Minimum Operations to Make a Uni-Value Grid

Problem

You are given a 2D integer grid of size m x n and an integer x. In one operation, you can add x to or subtract x from any element in the grid.

A uni-value grid is a grid where all the elements of it are equal.

Return the minimum number of operations to make the grid uni-value. If it is not possible, return -1.

Examples

Example 1:

\begin{bmatrix} 2 & 4 \\\ 6 & 8 \end{bmatrix}

Input: grid = [[2,4],[6,8]], x = 2
Output: 4
Explanation: We can make every element equal to 4 by doing the following: 
- Add x to 2 once.
- Subtract x from 6 once.
- Subtract x from 8 twice.
A total of 4 operations were used.

Example 2:

\begin{bmatrix} 1 & 5 \\\ 2 & 3 \end{bmatrix}

Input: grid = [[1,5],[2,3]], x = 1
Output: 5
Explanation: We can make every element equal to 3.

Example 3:

\begin{bmatrix} 1 & 2 \\\ 3 & 4 \end{bmatrix}

Input: grid = [[1,2],[3,4]], x = 2
Output: -1
Explanation: It is impossible to make every element equal.

Constraints:

m == grid.length
n == grid[i].length
1 <= m, n <= 10^5
1 <= m * n <= 10^5
1 <= x, grid[i][j] <= 10^4

Solution

Method 1 - Finding median

A grid is uni-value if all the elements equal the same value. For this to be possible, all the grid elements must have the same remainder when divided by x (i.e., grid[i][j] % x must be consistent). If this condition fails, return -1, as transforming the grid is impossible.

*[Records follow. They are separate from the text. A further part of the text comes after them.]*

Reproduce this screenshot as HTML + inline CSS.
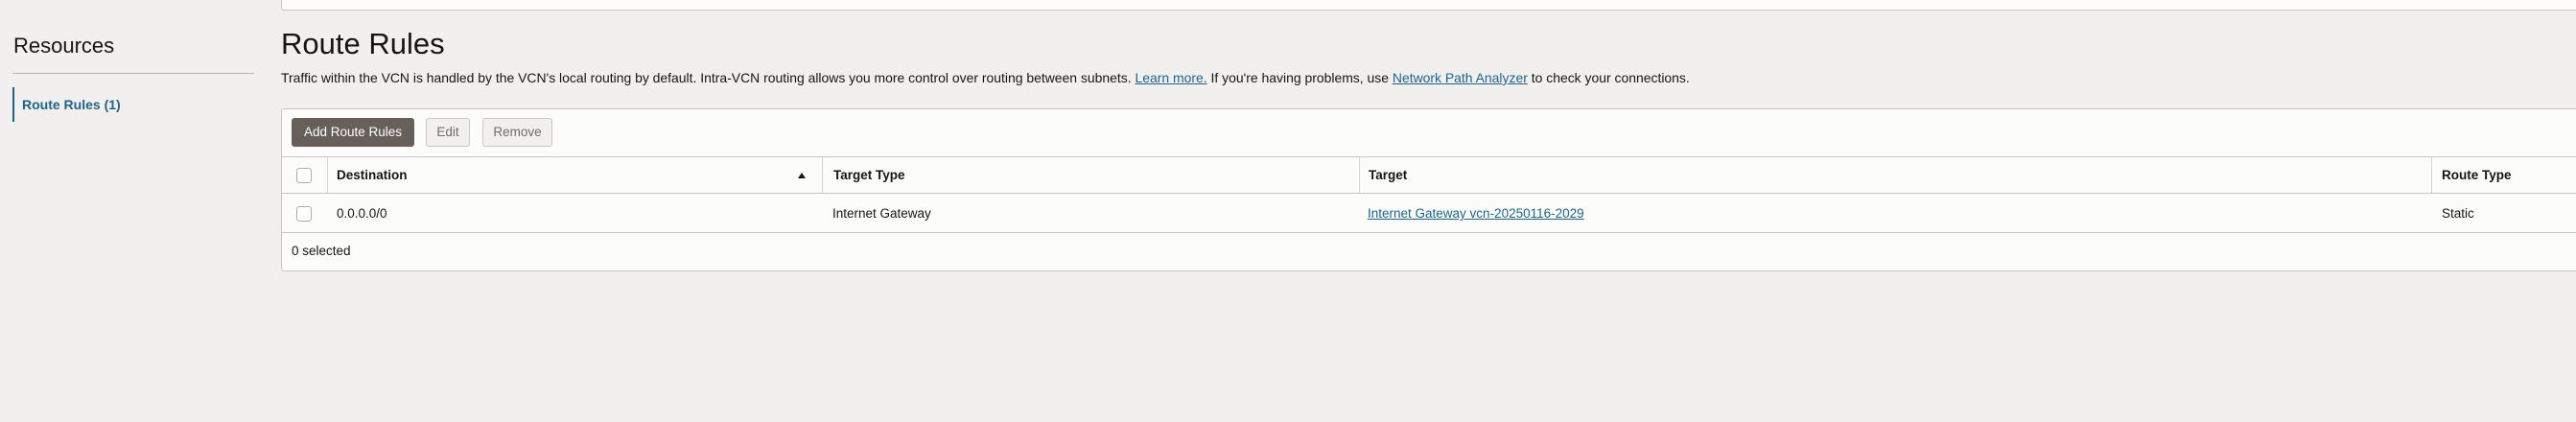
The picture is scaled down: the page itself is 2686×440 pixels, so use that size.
<!DOCTYPE html>
<html><head><meta charset="utf-8"><style>
*{margin:0;padding:0;box-sizing:border-box}
body{width:2686px;height:440px;background:#f1f0ee;font-family:"Liberation Sans",Arial,sans-serif;color:#161513;position:relative;overflow:hidden}
.a{position:absolute}
.top{left:293px;top:-2px;width:2400px;height:13px;background:#fcfcfb;border:1px solid #c8c6c3;border-top:none;border-radius:0 0 3px 3px}
.res{left:14px;top:35px;font-size:22px}
.sep{left:13px;top:76px;width:252px;height:1px;background:#b8b6b3}
.nav{left:13px;top:91px;height:36px;border-left:2px solid #1e6584;padding-left:8px;line-height:36px;font-size:14px;font-weight:bold;color:#1e6584}
h1{position:absolute;left:293px;top:28px;font-size:31px;font-weight:normal}
.desc{left:293px;top:73px;font-size:13.95px;white-space:nowrap}
a{color:#1e6584;text-decoration:underline}
.panel{left:293px;top:113px;width:2400px;height:170px;background:#fcfcfb;border:1px solid #c8c6c3;border-radius:3px}
.btn{top:123px;height:30px;border-radius:3px;font-size:13.5px;line-height:28px;text-align:center}
.b1{left:304px;width:128px;background:#675f5a;color:#fff;border:1px solid #675f5a}
.b2{left:444px;width:46px;background:#f1f0ee;color:#6f6c69;border:1px solid #ccc9c5}
.b3{left:503px;width:73px;background:#f1f0ee;color:#6f6c69;border:1px solid #ccc9c5}
.hl{left:293px;width:2400px;height:1px;background:#c8c6c3}
.vl{top:163px;width:1px;height:38px;background:#d6d4d1}
.cb{left:309px;width:16px;height:16px;border:1px solid #b0aeab;border-radius:3px;background:#fff}
.t{font-size:13.5px;white-space:nowrap}
.h{font-weight:bold}
</style></head><body>
<div class="a top"></div>
<div class="a res">Resources</div>
<div class="a sep"></div>
<div class="a nav">Route Rules (1)</div>
<h1>Route Rules</h1>
<div class="a desc">Traffic within the VCN is handled by the VCN's local routing by default. Intra-VCN routing allows you more control over routing between subnets. <a>Learn more.</a> If you're having problems, use <a>Network Path Analyzer</a> to check your connections.</div>
<div class="a panel"></div>
<div class="a btn b1">Add Route Rules</div>
<div class="a btn b2">Edit</div>
<div class="a btn b3">Remove</div>
<div class="a hl" style="top:163px"></div>
<div class="a hl" style="top:201px"></div>
<div class="a hl" style="top:242px"></div>
<div class="a vl" style="left:341px"></div>
<div class="a vl" style="left:857px"></div>
<div class="a vl" style="left:1417px"></div>
<div class="a vl" style="left:2535px"></div>
<div class="a cb" style="top:175px"></div>
<div class="a cb" style="top:215px"></div>
<div class="a t h" style="left:351px;top:175px">Destination</div>
<div class="a" style="left:832px;top:180px;width:0;height:0;border-left:4px solid transparent;border-right:4px solid transparent;border-bottom:6px solid #161513"></div>
<div class="a t h" style="left:869px;top:175px">Target Type</div>
<div class="a t h" style="left:1427px;top:175px">Target</div>
<div class="a t h" style="left:2546px;top:175px">Route Type</div>
<div class="a t" style="left:351px;top:215px">0.0.0.0/0</div>
<div class="a t" style="left:868px;top:215px">Internet Gateway</div>
<div class="a t" style="left:1426px;top:215px"><a>Internet Gateway vcn-20250116-2029</a></div>
<div class="a t" style="left:2546px;top:215px">Static</div>
<div class="a t" style="left:304px;top:254px">0 selected</div>
</body></html>
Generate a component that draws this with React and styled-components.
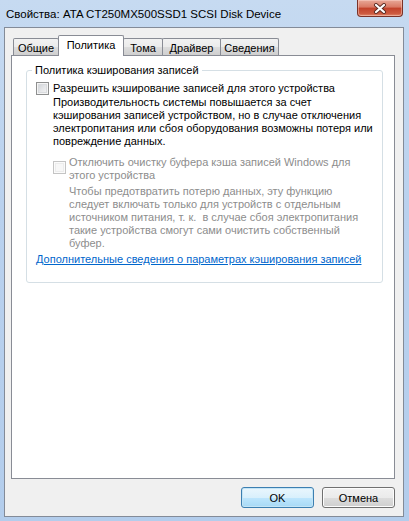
import styled, { createGlobalStyle } from 'styled-components'

const FONT = `"Liberation Sans", Arial, sans-serif`

const GlobalStyle = createGlobalStyle`
  html, body {
    margin: 0;
    padding: 0;
  }
  body {
    font-family: ${FONT};
    font-size: 11px;
    color: #000;
  }
`

const Window = styled.div`
  width: 409px;
  height: 521px;
  box-sizing: border-box;
  display: flex;
  flex-direction: column;
  padding: 0 5px 4px 4px;
  background: linear-gradient(to bottom, #c6daf1 0%, #b9d1ee 40%, #b3cdec 100%);
`

const TitleBar = styled.div`
  height: 27px;
  flex: none;
  display: flex;
  justify-content: space-between;
  align-items: flex-start;
`

const Title = styled.div`
  align-self: center;
  padding-left: 2px;
  font-size: 11.5px;
  color: #000;
  white-space: nowrap;
`

const CloseButton = styled.div`
  width: 46px;
  height: 17px;
  margin-right: 1px;
  box-sizing: border-box;
  border: 1px solid #7a3228;
  border-top: none;
  border-radius: 0 0 4px 4px;
  background: linear-gradient(to bottom, #e8a898 0%, #d97863 45%, #c2412a 50%, #cd5a40 85%, #e48b6e 100%);
  box-shadow: inset 0 0 0 1px rgba(255, 220, 210, 0.45);
  display: flex;
  align-items: center;
  justify-content: center;
`

const Client = styled.div`
  flex: 1;
  display: flex;
  flex-direction: column;
  border: 1px solid #838b98;
  background: #f0f0f0;
  padding: 7px 8px 8px 6px;
  min-height: 0;
`

const TabRow = styled.div`
  display: flex;
  align-items: flex-end;
  height: 21px;
  padding-left: 2px;
  margin-bottom: -1px;
  position: relative;
  z-index: 1;
`

const Tab = styled.div`
  box-sizing: border-box;
  width: ${(p) => p.$width}px;
  height: ${(p) => (p.$active ? '21px' : '17px')};
  margin-bottom: ${(p) => (p.$active ? '0' : '1px')};
  margin-left: -1px;
  border: 1px solid #898c95;
  border-bottom: none;
  border-radius: 2px 2px 0 0;
  background: ${(p) =>
    p.$active
      ? '#fff'
      : 'linear-gradient(to bottom, #f2f2f2 0%, #ebebeb 50%, #dddddd 51%, #cfcfcf 100%)'};
  display: flex;
  align-items: center;
  justify-content: center;
  padding-top: ${(p) => (p.$active ? '0' : '1px')};
  padding-bottom: ${(p) => (p.$active ? '2px' : '0')};
  white-space: nowrap;
  position: relative;
  z-index: ${(p) => (p.$active ? 2 : 1)};

  &:first-child {
    margin-left: 0;
  }
`

const Panel = styled.div`
  flex: 1;
  background: #fff;
  border: 1px solid #898c95;
  padding: 7px 11px 0 14px;
`

const Group = styled.fieldset`
  margin: 0;
  min-width: 0;
  border: 1px solid #d5dfe5;
  border-radius: 3px;
  padding: 3px 8px 16px 9px;
`

const Legend = styled.legend`
  margin-left: -4px;
  padding: 0 3px;
  line-height: 15px;
`

const CheckRow = styled.div`
  display: flex;
  align-items: ${(p) => (p.$top ? 'flex-start' : 'center')};
  margin-left: ${(p) => p.$indent || 0}px;
  margin-top: ${(p) => p.$gap || 0}px;
  line-height: ${(p) => (p.$top ? '13px' : '15px')};
  color: ${(p) => (p.$disabled ? '#8d8d8d' : '#000')};
  white-space: nowrap;
`

const Box = styled.span`
  flex: none;
  width: 13px;
  height: 13px;
  box-sizing: border-box;
  margin-top: ${(p) => p.$offset || 0}px;
  margin-right: ${(p) => p.$space}px;
  border: 1px solid ${(p) => (p.$disabled ? '#c4c4c4' : '#8e8f8f')};
  background: ${(p) =>
    p.$disabled
      ? '#f7f7f7'
      : 'linear-gradient(135deg, #cbcfd5 0%, #e6e7e9 55%, #f6f6f6 100%)'};
  box-shadow: inset 0 0 0 1px ${(p) => (p.$disabled ? '#fbfbfb' : '#f4f4f4')},
    inset 0 0 0 2px ${(p) => (p.$disabled ? '#ececec' : '#d9dbde')};
`

const Description = styled.div`
  margin-left: ${(p) => p.$indent}px;
  margin-top: ${(p) => p.$gap || 0}px;
  line-height: 13px;
  color: ${(p) => (p.$disabled ? '#8d8d8d' : '#000')};
  white-space: nowrap;
`

const Link = styled.a`
  display: block;
  margin-top: 3px;
  line-height: 13px;
  color: #0066cc;
  text-decoration: underline;
  white-space: nowrap;
  cursor: pointer;
`

const ButtonRow = styled.div`
  display: flex;
  justify-content: flex-end;
  gap: 8px;
  margin-top: 8px;
  flex: none;
`

const Button = styled.button`
  width: 73px;
  height: 21px;
  box-sizing: border-box;
  padding: 0;
  font-family: ${FONT};
  font-size: 11px;
  color: #000;
  border-radius: 3px;
  border: 1px solid ${(p) => (p.$default ? '#3c7fb1' : '#707070')};
  background: ${(p) =>
    p.$default
      ? 'linear-gradient(to bottom, #eaf6fd 0%, #d9f0fc 50%, #bee6fd 51%, #a7d9f5 100%)'
      : 'linear-gradient(to bottom, #f2f2f2 0%, #ebebeb 50%, #dddddd 51%, #cfcfcf 100%)'};
  box-shadow: inset 0 0 0 1px ${(p) => (p.$default ? '#c4e5f6' : '#fcfcfc')};
`

const tabs = [
  { label: 'Общие', width: 46 },
  { label: 'Политика', width: 66, active: true },
  { label: 'Тома', width: 40 },
  { label: 'Драйвер', width: 59 },
  { label: 'Сведения', width: 59 },
]

function CloseGlyph() {
  return (
    <svg width="14" height="11" viewBox="0 0 14 11">
      <path d="M3 2 L11 9 M11 2 L3 9" stroke="#5a2a22" strokeWidth="4" strokeLinecap="round" fill="none" />
      <path d="M3 2 L11 9 M11 2 L3 9" stroke="#fff" strokeWidth="2.2" strokeLinecap="round" fill="none" />
    </svg>
  )
}

export default function App() {
  return (
    <>
      <GlobalStyle />
      <Window>
        <TitleBar>
          <Title>Свойства: ATA CT250MX500SSD1 SCSI Disk Device</Title>
          <CloseButton>
            <CloseGlyph />
          </CloseButton>
        </TitleBar>
        <Client>
          <TabRow>
            {tabs.map((t) => (
              <Tab key={t.label} $active={t.active} $width={t.width}>
                {t.label}
              </Tab>
            ))}
          </TabRow>
          <Panel>
            <Group>
              <Legend>Политика кэширования записей</Legend>
              <CheckRow>
                <Box $space={4} />
                Разрешить кэширование записей для этого устройства
              </CheckRow>
              <Description $indent={17}>
                Производительность системы повышается за счет
                <br />
                кэширования записей устройством, но в случае отключения
                <br />
                электропитания или сбоя оборудования возможны потеря или
                <br />
                повреждение данных.
              </Description>
              <CheckRow $top $disabled $indent={17} $gap={8}>
                <Box $space={3} $offset={5} $disabled />
                <span>
                  Отключить очистку буфера кэша записей Windows для
                  <br />
                  этого устройства
                </span>
              </CheckRow>
              <Description $indent={33} $gap={3} $disabled>
                Чтобы предотвратить потерю данных, эту функцию
                <br />
                следует включать только для устройств с отдельным
                <br />
                источником питания, т. к.&nbsp; в случае сбоя электропитания
                <br />
                такие устройства смогут сами очистить собственный
                <br />
                буфер.
              </Description>
              <Link>Дополнительные сведения о параметрах кэширования записей</Link>
            </Group>
          </Panel>
          <ButtonRow>
            <Button $default>OK</Button>
            <Button>Отмена</Button>
          </ButtonRow>
        </Client>
      </Window>
    </>
  )
}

Flatten the grid into a 1D list.
Check divisibility, as explained above.
Use the median of the flattened list to minimise operations (because the median minimises the sum of absolute differences in a sorted list).
Calculate the total cost by summing the number of operations needed to adjust all elements to the median value.

Code

Java

class Solution {
    public int minOperations(int[][] grid, int x) {
        // Flatten the grid into 1D array
        List<Integer> flatGrid = new ArrayList<>();
        for (int[] row : grid) {
            for (int num : row) {
                flatGrid.add(num);
            }
        }
        
        // Check if all numbers are divisible consistently by x
        int remainder = flatGrid.get(0) % x;
        for (int num : flatGrid) {
            if (num % x != remainder) {
                return -1;
            }
        }
        
        // Sort the grid and find the median
        Collections.sort(flatGrid);
        int median = flatGrid.get(flatGrid.size() / 2);
        
        // Calculate the total operations
        int ans = 0;
        for (int num : flatGrid) {
            ans += Math.abs(num - median) / x;
        }
        return ans;
    }
}

Python

class Solution:
    def minOperations(self, grid: List[List[int]], x: int) -> int:
        # Flatten the grid into 1D list
        flat_grid = [num for row in grid for num in row]
        
        # Check if all numbers are divisible consistently by x
        remainder = flat_grid[0] % x
        if any(num % x != remainder for num in flat_grid):
            return -1
        
        # Sort the grid and find the median
        flat_grid.sort()
        median = flat_grid[len(flat_grid) // 2]
        
        # Calculate the total operations
        ans = sum(abs(num - median) // x for num in flat_grid)
        return ans

Complexity

⏰ Time complexity: O(m * n * log(m * n)).
- Flattening the grid: O(m * n)
- Sorting: O(m * n * log(m * n))
- Total cost calculation: O(m * n)
- Overall: O(m * n * log(m * n))
🧺 Space complexity: O(m * n)